Modern demosaicing algorithms are pretty smart and can minimise the effect of aliasing, but it still cannot retain the fine detail. A distant picket fence shot on a 1920x1080 colour sensor will retain less effective resolution than an RGB 1920x1080 image that is computer-generated or scaled down from a larger sensor or scanned on a scanner.

How this affects the resolution

(and how I came up with the "11 megapixels" figure)

The effective resolution of the resulting image after demosaicing doesn't look like it is half the resolution claimed by the sensor, because of the gains made by smart demosaicing routines, and the fact that the green channel, which correlates well with luminance, has more resolution than the other colours.

But it still would need to be shrunk by 50% to remove any loss due to interpolation. If you really wanted to ensure that your picture was "full resolution", without any loss of detail due to interpolation, you would need to have a colour sensor with double the resolution you want, in both the horizontal and vertical direction, and then resample the resulting image to 50%.

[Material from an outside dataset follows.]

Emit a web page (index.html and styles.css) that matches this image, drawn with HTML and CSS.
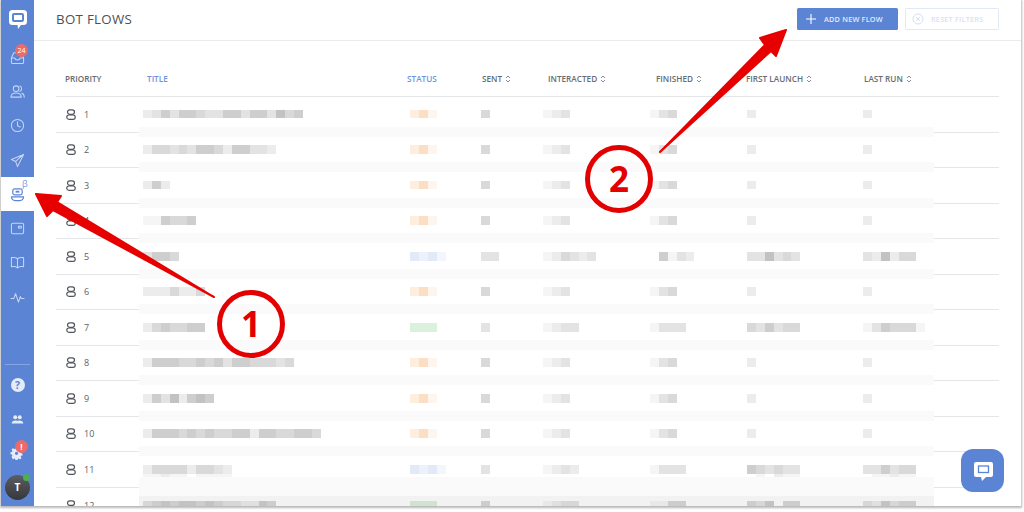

In order to capture full effective resolution of 1920x1080, a colour camera sensor (with a Bayer filter, which includes 99% of colour camera sensors) would need to have a resolution of double that: 3840x2160. That's over 8.2 megapixels. Due to cropping on the sensor (again due to the camera's demosaicing method) you'd effectively need around 8.8 megapixels to be sure.

And that's if your sensor had a perfect 16:9 aspect ratio. If your sensor has a 3:2 aspect ratio, you'd need around 10.7 megapixels to capture a 3840x2160 image, including discarded areas on the top and bottom to make up for the aspect ratio, and a small border to account for any demosaicing crop.

Sensors without Bayer filters

While 99% of colour camera sensors use Bayer filters, there are some that use an alternative pixel layout, but the principle is the same.

There are also some colour sensors that don't need a colour filter at all, such as the Fovean X3 sensor, but these are still exceptionally rare and have their own issues. Manufacturers also tend to lie about their pixel count (in order to be competitive with sensors using a Bayer filter, where the pixel count always sounds a lot more impressive than it really is due to the above described filter).

Another alternative that is employed by some expensive professional video cameras is to have three entirely separate sensors, one for each of red, green and blue, and use a light splitter to throw the same image on all three of them. Obviously this cannot exist in a DSLR or compact camera or any normal type of consumer stills camera. But it can explain why pixel counts on the sensors of professional video cameras can't be compared to those on DSLRs.